Domenico Quirico, La Stampa 3/2/2013, 3 febbraio 2013
UN RIFUGIO PER I BRACCATI DALLA STORIA
Vi è un tempo nella vita di ognuno in cui il mistero e la salvezza appaiono raggiungibili al cuore solo nello spazio, solo nei nomi strani della carta geografica, e in cui tutto ciò che è oscuro e sconosciuto e diverso ha una potente attrazione. Quel tempo è dunque venuto per Daniele Mancuso, laureando in ingegneria, sparito dalla sua vita normale, a Torino, per ricomparire oltre frontiera, come aspirante recluta della Legione straniera. La Legione, gli «uomini senza nome»: una storia fatta da fanti che sono andati, generazione dopo generazione, a stendere le proprie carcasse sui fili di ferro spinato come cenci ad asciugare, a Camerone, in Africa, nelle trincee della Somme, in Indocina. Non per la Francia che li sbuccia, li spreme e li butta via. Gente che si batte per niente, e quindi per tutto. Si batte senza odio, perché l’odio presuppone una convinzione. Una fede politica o morale che i legionari non possono avere. La loro bandiera è la fraternità: quella che nasce dal comune destino di sopravvivere e di morire.
La voglia di fuggire. È un avvenimento bizzarro come la fantasia, simile a una febbre i cui germi sono portati da lontano, prende possesso della nostra vita e si insedia in essa sempre più profondamente e ardentemente. Daniele non è il primo: alla fine, soltanto l’immaginazione pare l’unica realtà; e la vita di tutti i giorni, le lezioni la tesi le telefonate a casa a Marsala, come un sogno, nel quale ci muoviamo svogliati come un attore sconnesso dal suo ruolo. È allora il momento in cui il disgusto la noia lo spleen fanno appello alla ragione, sì alla ragione, e le chiedono di cercare una via di uscita.

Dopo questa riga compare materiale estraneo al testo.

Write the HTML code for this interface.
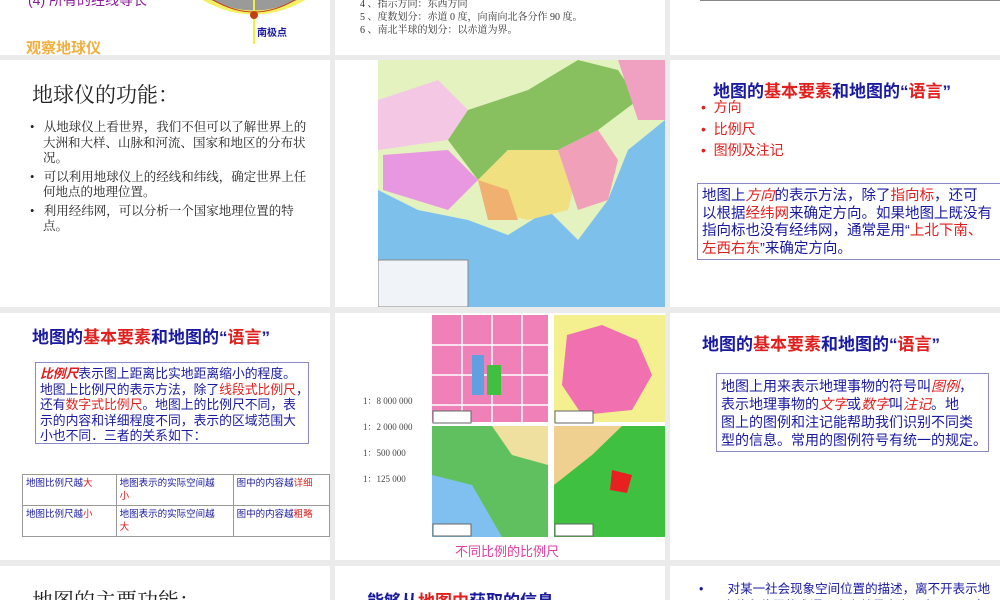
<!DOCTYPE html>
<html><head><meta charset="utf-8"><style>
*{margin:0;padding:0;box-sizing:border-box}
body{width:1000px;height:600px;background:#ebebeb;position:relative;overflow:hidden;font-family:"Liberation Sans","Noto Sans CJK SC",sans-serif}
.s{position:absolute;background:#fff;overflow:hidden}
.a{position:absolute;white-space:nowrap}
.b{color:#1a1aa0}.r{color:#e0201e}
.box{position:absolute;border:1px solid #8a8ac8;color:#1a1aa0;white-space:nowrap}
.serif{font-family:"Liberation Serif","Noto Serif CJK SC",serif}
</style></head><body>
<!-- row1 -->
<div class="s" style="left:0;top:0;width:330px;height:55px">
 <div class="a" style="left:28px;top:-10px;color:#8a1a9a;font-size:14px">(4) 所有的经线等长</div>
 <svg class="a" style="left:190px;top:0" width="130" height="48"><path d="M8 -5 Q64 30 120 -5" fill="#9a9a9a" stroke="#f5f060" stroke-width="4"/><path d="M20 -2 Q64 26 108 -2" fill="none" stroke="#c04020" stroke-width="1"/><line x1="64" y1="0" x2="64" y2="44" stroke="#f0f040" stroke-width="2"/><circle cx="64" cy="15" r="4" fill="#c04010"/></svg>
 <div class="a" style="left:257px;top:24px;color:#1a1aa0;font-size:10px;font-weight:bold">南极点</div>
 <div class="a" style="left:26px;top:37px;color:#f0b040;font-size:15px;font-weight:bold">观察地球仪</div>
</div>
<div class="s serif" style="left:335px;top:0;width:330px;height:55px;color:#333;font-size:10px;line-height:13px">
 <div class="a" style="left:25px;top:-2px">4 、指示方向：东西方向</div>
 <div class="a" style="left:25px;top:11px">5 、度数划分：赤道 0 度，向南向北各分作 90 度。</div>
 <div class="a" style="left:25px;top:24px">6 、南北半球的划分：以赤道为界。</div>
</div>
<div class="s" style="left:670px;top:0;width:330px;height:55px"><div class="a" style="left:30px;top:0;width:300px;height:1px;border-top:1px solid #888"></div></div>
<!-- row2 -->
<div class="s serif" style="left:0;top:60px;width:330px;height:247px;color:#222">
 <div class="a" style="left:32px;top:19px;font-size:21px">地球仪的功能：</div>
 <div class="a" style="left:30px;top:60px;font-size:12.5px;line-height:15.5px;white-space:normal;width:285px">
  <div style="padding-left:13px;text-indent:-13px">•&nbsp;&nbsp; 从地球仪上看世界，我们不但可以了解世界上的大洲和大样、山脉和河流、国家和地区的分布状况。</div>
  <div style="padding-left:13px;text-indent:-13px;margin-top:3px">•&nbsp;&nbsp; 可以利用地球仪上的经线和纬线，确定世界上任何地点的地理位置。</div>
  <div style="padding-left:13px;text-indent:-13px;margin-top:3px">•&nbsp;&nbsp; 利用经纬网，可以分析一个国家地理位置的特点。</div>
 </div>
</div>
<div class="s" style="left:335px;top:60px;width:330px;height:247px">
 <svg class="a" style="left:43px;top:0" width="287" height="247">
  <rect width="287" height="247" fill="#7ec0ec"/>
  <path d="M0 0H287V60L250 90 230 140 200 180 170 150 130 175 90 160 40 150 0 130Z" fill="#e4f2c0"/>
  <path d="M0 40 60 20 90 50 70 80 0 90Z" fill="#f4c8e4"/>
  <path d="M5 95 70 90 100 120 70 150 5 130Z" fill="#e898e0"/>
  <path d="M90 50 150 30 200 0 240 10 260 40 220 70 180 90 130 90 100 120 70 80Z" fill="#88c060"/>
  <path d="M100 120 130 90 180 90 200 110 190 150 150 160 110 150Z" fill="#f0e080"/>
  <path d="M180 90 220 70 240 100 230 140 200 150 190 120Z" fill="#f0a0b8"/>
  <path d="M240 0 287 0 287 60 260 60Z" fill="#f0a0c0"/>
  <path d="M100 120 130 130 140 160 110 160Z" fill="#f0b070"/>
  <rect x="0" y="200" width="90" height="47" fill="#f0f4f8" stroke="#888"/>
 </svg>
</div>
<div class="s" style="left:670px;top:60px;width:330px;height:247px">
 <div class="a b" style="left:43px;top:17px;font-size:17px;font-weight:bold">地图的<span class="r">基本要素</span>和地图的“<span class="r">语言</span>”</div>
 <div class="a r" style="left:31px;top:37px;font-size:14px;line-height:21.5px">•&nbsp; 方向<br>•&nbsp; 比例尺<br>•&nbsp; 图例及注记</div>
 <div class="box" style="left:27px;top:123px;width:305px;height:77px;font-size:14.5px;line-height:17.5px;padding:4px 4px">地图上<i class="r">方向</i>的表示方法，除了<span class="r">指向标</span>，还可<br>以根据<span class="r">经纬网</span>来确定方向。如果地图上既没有<br>指向标也没有经纬网，通常是用“<span class="r">上北下南、</span><br><span class="r">左西右东</span>”来确定方向。</div>
</div>
<!-- row3 -->
<div class="s" style="left:0;top:313px;width:330px;height:247px">
 <div class="a b" style="left:32px;top:10px;font-size:17px;font-weight:bold">地图的<span class="r">基本要素</span>和地图的“<span class="r">语言</span>”</div>
 <div class="box" style="left:35px;top:49px;width:274px;height:82px;font-size:12.8px;line-height:15.5px;padding:3px 4px"><b class="r" style="font-style:italic">比例尺</b>表示图上距离比实地距离缩小的程度。<br>地图上比例尺的表示方法，除了<span class="r">线段式比例尺</span>，<br>还有<span class="r">数字式比例尺</span>。地图上的比例尺不同，表<br>示的内容和详细程度不同，表示的区域范围大<br>小也不同．三者的关系如下：</div>
 <table class="a" style="left:22px;top:161px;border-collapse:collapse;font-size:9.5px;color:#1a1aa0;line-height:13px">
  <tr style="height:29px;vertical-align:top"><td style="border:1px solid #999;width:99px;padding:2px 3px">地图比例尺越<span class="r">大</span></td><td style="border:1px solid #999;width:121px;padding:2px 3px">地图表示的实际空间越<br><span class="r">小</span></td><td style="border:1px solid #999;width:100px;padding:2px 3px">图中的内容越<span class="r">详细</span></td></tr>
  <tr style="height:30px;vertical-align:top"><td style="border:1px solid #999;padding:2px 3px">地图比例尺越<span class="r">小</span></td><td style="border:1px solid #999;padding:2px 3px">地图表示的实际空间越<br><span class="r">大</span></td><td style="border:1px solid #999;padding:2px 3px">图中的内容越<span class="r">粗略</span></td></tr>
 </table>
</div>
<div class="s serif" style="left:335px;top:313px;width:330px;height:247px">
 <div class="a" style="left:28px;top:75px;font-size:9px;color:#444;line-height:26px">1：8 000 000<br>1：2 000 000<br>1：500 000<br>1：125 000</div>
 <svg class="a" style="left:97px;top:2px" width="233" height="222">
  <rect x="0" y="0" width="116" height="107" fill="#f080b8"/>
  <path d="M30 0V107M60 0V107M90 0V107M0 30H116M0 60H116M0 90H116" stroke="#fff" stroke-width="1.5"/>
  <rect x="40" y="40" width="12" height="40" fill="#60a0e0"/><rect x="55" y="50" width="14" height="30" fill="#40c040"/>
  <rect x="122" y="0" width="111" height="107" fill="#f4f090"/>
  <path d="M135 20 170 10 205 25 220 60 200 95 150 100 130 70Z" fill="#f070b0"/>
  <rect x="0" y="111" width="116" height="111" fill="#60c060"/>
  <path d="M0 160 40 170 70 222 0 222Z" fill="#80c0f0"/><path d="M60 111 116 111 116 150 80 140Z" fill="#f0e0a0"/>
  <rect x="122" y="111" width="111" height="111" fill="#40c040"/>
  <path d="M122 111 190 111 160 140 122 170Z" fill="#f0d090"/>
  <path d="M180 155 200 160 195 178 178 175Z" fill="#e82020"/>
  <rect x="1" y="96" width="38" height="12" fill="#fff" stroke="#666"/>
  <rect x="123" y="96" width="38" height="12" fill="#fff" stroke="#666"/>
  <rect x="1" y="209" width="38" height="12" fill="#fff" stroke="#666"/>
  <rect x="123" y="209" width="38" height="12" fill="#fff" stroke="#666"/>
 </svg>
 <div class="a" style="left:120px;top:228px;font-size:13px;color:#e040a0;font-family:'Liberation Sans','Noto Sans CJK SC',sans-serif">不同比例的比例尺</div>
</div>
<div class="s" style="left:670px;top:313px;width:330px;height:247px">
 <div class="a b" style="left:32px;top:17px;font-size:17px;font-weight:bold">地图的<span class="r">基本要素</span>和地图的“<span class="r">语言</span>”</div>
 <div class="box" style="left:46px;top:60px;width:273px;height:79px;font-size:14px;line-height:18px;padding:3px 4px">地图上用来表示地理事物的符号叫<i class="r">图例</i>，<br>表示地理事物的<i class="r">文字</i>或<i class="r">数字</i>叫<i class="r">注记</i>。地<br>图上的图例和注记能帮助我们识别不同类<br>型的信息。常用的图例符号有统一的规定。</div>
</div>
<!-- row4 -->
<div class="s serif" style="left:0;top:566px;width:330px;height:34px"><div class="a" style="left:32px;top:19px;font-size:21px;color:#222">地图的主要功能：</div></div>
<div class="s" style="left:335px;top:566px;width:330px;height:34px"><div class="a b" style="left:32px;top:21px;font-size:17px;font-weight:bold">能够从<span class="r">地图中</span>获取的信息</div></div>
<div class="s" style="left:670px;top:566px;width:330px;height:34px"><div class="a b" style="left:29px;top:12px;font-size:12.5px">•&nbsp;&nbsp;&nbsp;&nbsp;&nbsp;&nbsp; 对某一社会现象空间位置的描述，离不开表示地</div><div class="a b" style="left:40px;top:29px;font-size:12.5px">理方位和位置的术语，<span class="r">方向</span>就是方向、东、西、南</div></div>
</body></html>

Sul fascino della Legione sono stese troppe parole: per lo più di cattiva letteratura. L’esotismo, l’avventura... Semmai, più spesso, un rifugio per gli sbandati, i dolenti, i braccati dalla Storia. I ruoli della Legione sono le faglie geologiche delle tragedie del secolo: i tedeschi che la affollarono dopo la seconda guerra mondiale, i russi i balcanici i maghrebini gli africani. Sì, in fondo solo la più banale follia che emana da un mondo chiuso di uomini che combattono, un mondo che è al tempo stesso rigidamente regolato dalla disciplina e nello stesso tempo senza legge.
Ernst Junger, prima di affrontare le ben più orribili tempeste di acciaio, provò l’arruolamento. Sintetizzava tutto questo nel piacere sognato di vivere «arbitrariamente». Con la legione si entra, fatalmente, nel cerchio della guerra, il vecchio moloch nascosto sotto nomi sempre nuovi: bisogna ricominciare da capo a imparare il mondo, si scopre che le parole non si appropriano alle cose e la vita è diversa da quella che i vocaboli indicano e che la consuetudine giornaliera ha dato a credere. Si comincia a pensare, per la prima volta.
Junger restò tre settimane nella Legione. Per scoprire che nessuno può vivere arbitrariamente.